■ **Short problem**
Give a verbatim copy of the lines below, minus the pictures.

■ **Recorded data**
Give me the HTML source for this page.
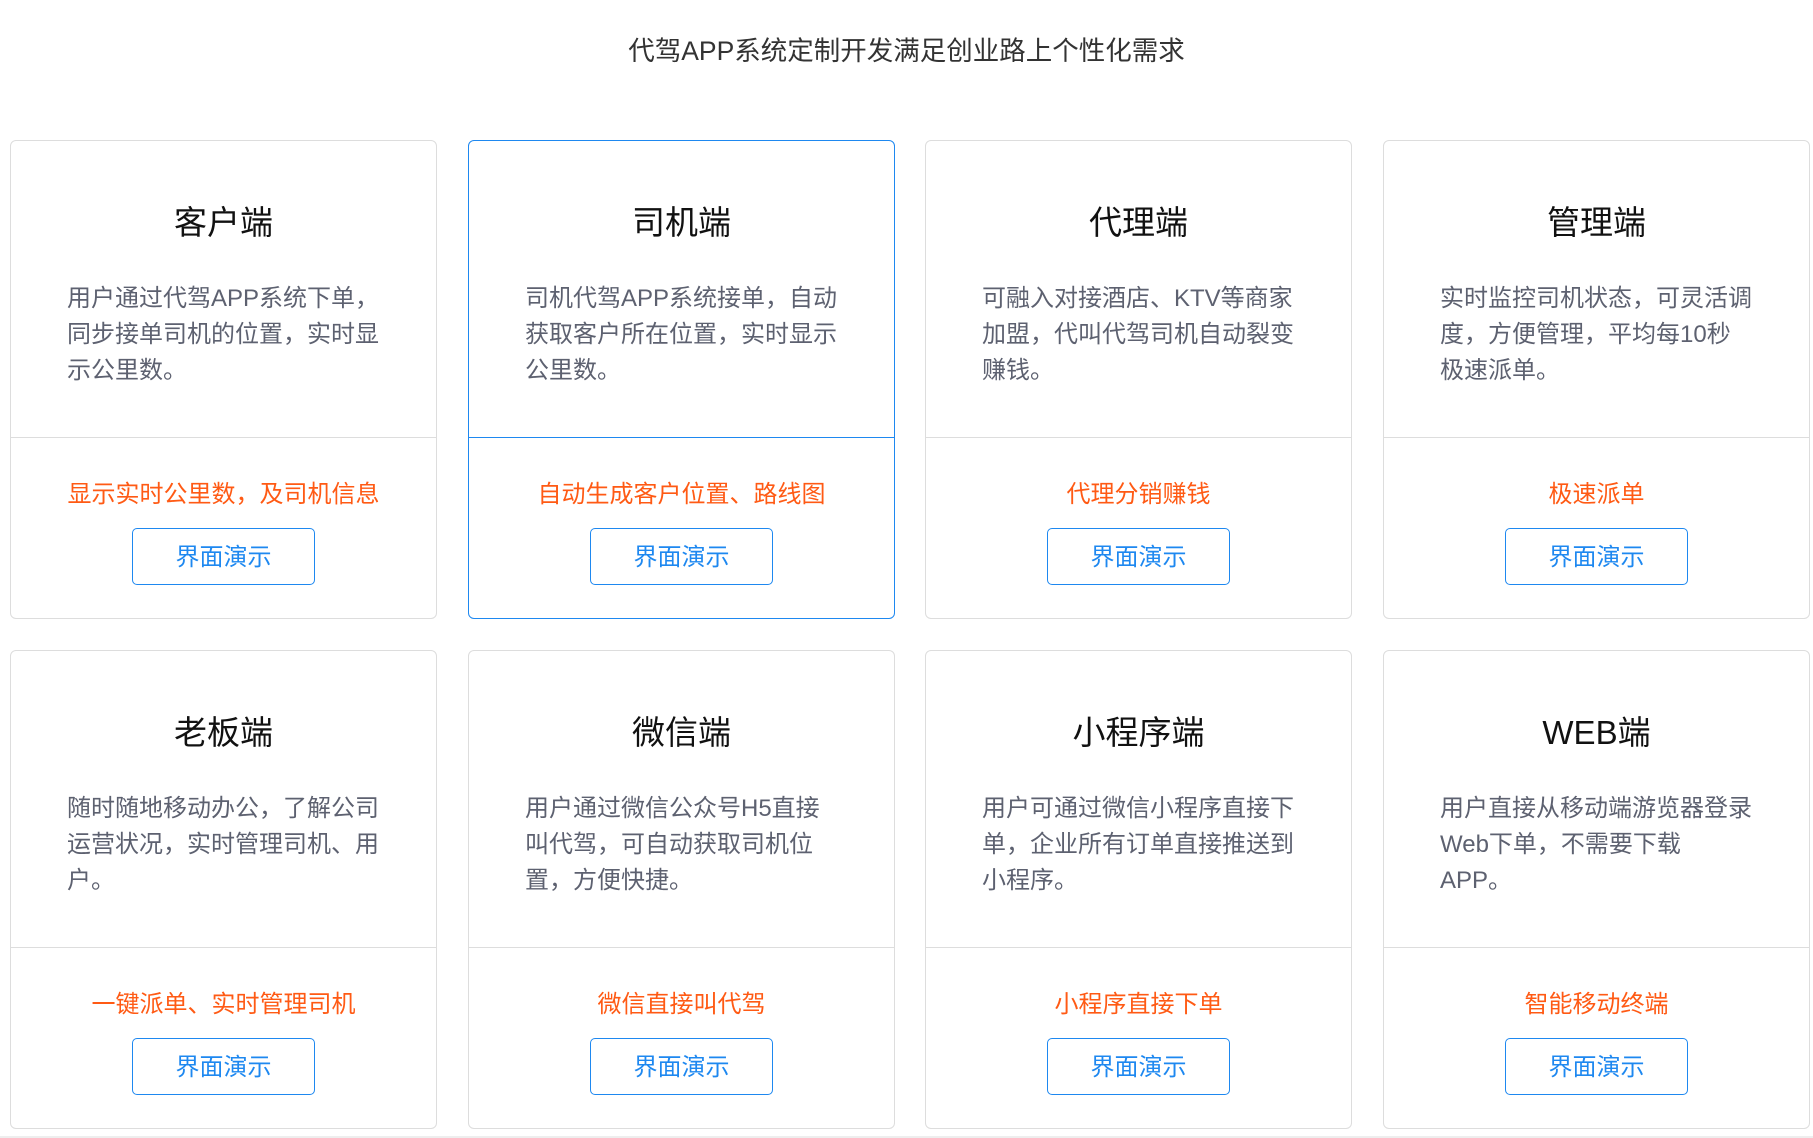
<!DOCTYPE html>
<html><head><meta charset="utf-8"><style>
*{margin:0;padding:0;box-sizing:border-box}
body{width:1813px;height:1138px;background:#fff;font-family:"Liberation Sans","Noto Sans CJK SC",sans-serif;position:relative;overflow:hidden}
h1{position:absolute;top:29px;left:0;width:1813px;text-align:center;font-size:26.5px;font-weight:normal;color:#333}
.card{position:absolute;width:427px;height:479px;border:1px solid #ddd;border-radius:6px;background:#fff}
.card.a{border-color:#1e88f0}
.card .t{position:absolute;top:62px;left:0;width:100%;text-align:center;font-size:33px;color:#111;line-height:40px}
.card .d{position:absolute;top:140px;left:56px;width:316px;font-size:24px;line-height:36px;color:#5d6170}
.card .line{position:absolute;top:296px;left:0;width:100%;height:1px;background:#ddd}
.card.a .line{background:#1e88f0}
.card .o{position:absolute;top:336px;left:0;width:100%;text-align:center;font-size:24px;color:#ff5a14;line-height:36px}
.card .b{position:absolute;top:387px;left:121px;width:183px;height:57px;border:1.5px solid #1e88f0;border-radius:5px;text-align:center;line-height:58px;font-size:24px;color:#1e88f0}
</style></head><body>
<h1>代驾APP系统定制开发满足创业路上个性化需求</h1>

<div class="card" style="left:10px;top:140px"><div class="t">客户端</div><div class="d">用户通过代驾APP系统下单，同步接单司机的位置，实时显示公里数。</div><div class="line"></div><div class="o">显示实时公里数，及司机信息</div><div class="b">界面演示</div></div>
<div class="card a" style="left:468px;top:140px"><div class="t">司机端</div><div class="d">司机代驾APP系统接单，自动获取客户所在位置，实时显示公里数。</div><div class="line"></div><div class="o">自动生成客户位置、路线图</div><div class="b">界面演示</div></div>
<div class="card" style="left:925px;top:140px"><div class="t">代理端</div><div class="d">可融入对接酒店、KTV等商家加盟，代叫代驾司机自动裂变赚钱。</div><div class="line"></div><div class="o">代理分销赚钱</div><div class="b">界面演示</div></div>
<div class="card" style="left:1383px;top:140px"><div class="t">管理端</div><div class="d">实时监控司机状态，可灵活调度，方便管理，平均每10秒<br>极速派单。</div><div class="line"></div><div class="o">极速派单</div><div class="b">界面演示</div></div>

<div class="card" style="left:10px;top:650px"><div class="t">老板端</div><div class="d">随时随地移动办公，了解公司运营状况，实时管理司机、用户。</div><div class="line"></div><div class="o">一键派单、实时管理司机</div><div class="b">界面演示</div></div>
<div class="card" style="left:468px;top:650px"><div class="t">微信端</div><div class="d">用户通过微信公众号H5直接<br>叫代驾，可自动获取司机位置，方便快捷。</div><div class="line"></div><div class="o">微信直接叫代驾</div><div class="b">界面演示</div></div>
<div class="card" style="left:925px;top:650px"><div class="t">小程序端</div><div class="d">用户可通过微信小程序直接下单，企业所有订单直接推送到小程序。</div><div class="line"></div><div class="o">小程序直接下单</div><div class="b">界面演示</div></div>
<div class="card" style="left:1383px;top:650px"><div class="t">WEB端</div><div class="d">用户直接从移动端游览器登录Web下单，不需要下载<br>APP。</div><div class="line"></div><div class="o">智能移动终端</div><div class="b">界面演示</div></div>
<div style="position:absolute;left:0;top:1136px;width:1813px;height:2px;background:#eee"></div>
</body></html>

■ **Exercise solution**
Give me the HTML source for this page.
<!DOCTYPE html>
<html><head><meta charset="utf-8"><style>
*{margin:0;padding:0;box-sizing:border-box}
body{width:1813px;height:1138px;background:#fff;font-family:"Liberation Sans","Noto Sans CJK SC",sans-serif;position:relative;overflow:hidden}
h1{position:absolute;top:29px;left:0;width:1813px;text-align:center;font-size:26.5px;font-weight:normal;color:#333}
.card{position:absolute;width:427px;height:479px;border:1px solid #ddd;border-radius:6px;background:#fff}
.card.a{border-color:#1e88f0}
.card .t{position:absolute;top:62px;left:0;width:100%;text-align:center;font-size:33px;color:#111;line-height:40px}
.card .d{position:absolute;top:140px;left:56px;width:316px;font-size:24px;line-height:36px;color:#5d6170}
.card .line{position:absolute;top:296px;left:0;width:100%;height:1px;background:#ddd}
.card.a .line{background:#1e88f0}
.card .o{position:absolute;top:336px;left:0;width:100%;text-align:center;font-size:24px;color:#ff5a14;line-height:36px}
.card .b{position:absolute;top:387px;left:121px;width:183px;height:57px;border:1.5px solid #1e88f0;border-radius:5px;text-align:center;line-height:58px;font-size:24px;color:#1e88f0}
</style></head><body>
<h1>代驾APP系统定制开发满足创业路上个性化需求</h1>

<div class="card" style="left:10px;top:140px"><div class="t">客户端</div><div class="d">用户通过代驾APP系统下单，同步接单司机的位置，实时显示公里数。</div><div class="line"></div><div class="o">显示实时公里数，及司机信息</div><div class="b">界面演示</div></div>
<div class="card a" style="left:468px;top:140px"><div class="t">司机端</div><div class="d">司机代驾APP系统接单，自动获取客户所在位置，实时显示公里数。</div><div class="line"></div><div class="o">自动生成客户位置、路线图</div><div class="b">界面演示</div></div>
<div class="card" style="left:925px;top:140px"><div class="t">代理端</div><div class="d">可融入对接酒店、KTV等商家加盟，代叫代驾司机自动裂变赚钱。</div><div class="line"></div><div class="o">代理分销赚钱</div><div class="b">界面演示</div></div>
<div class="card" style="left:1383px;top:140px"><div class="t">管理端</div><div class="d">实时监控司机状态，可灵活调度，方便管理，平均每10秒<br>极速派单。</div><div class="line"></div><div class="o">极速派单</div><div class="b">界面演示</div></div>

<div class="card" style="left:10px;top:650px"><div class="t">老板端</div><div class="d">随时随地移动办公，了解公司运营状况，实时管理司机、用户。</div><div class="line"></div><div class="o">一键派单、实时管理司机</div><div class="b">界面演示</div></div>
<div class="card" style="left:468px;top:650px"><div class="t">微信端</div><div class="d">用户通过微信公众号H5直接<br>叫代驾，可自动获取司机位置，方便快捷。</div><div class="line"></div><div class="o">微信直接叫代驾</div><div class="b">界面演示</div></div>
<div class="card" style="left:925px;top:650px"><div class="t">小程序端</div><div class="d">用户可通过微信小程序直接下单，企业所有订单直接推送到小程序。</div><div class="line"></div><div class="o">小程序直接下单</div><div class="b">界面演示</div></div>
<div class="card" style="left:1383px;top:650px"><div class="t">WEB端</div><div class="d">用户直接从移动端游览器登录Web下单，不需要下载<br>APP。</div><div class="line"></div><div class="o">智能移动终端</div><div class="b">界面演示</div></div>
<div style="position:absolute;left:0;top:1136px;width:1813px;height:2px;background:#eee"></div>
</body></html>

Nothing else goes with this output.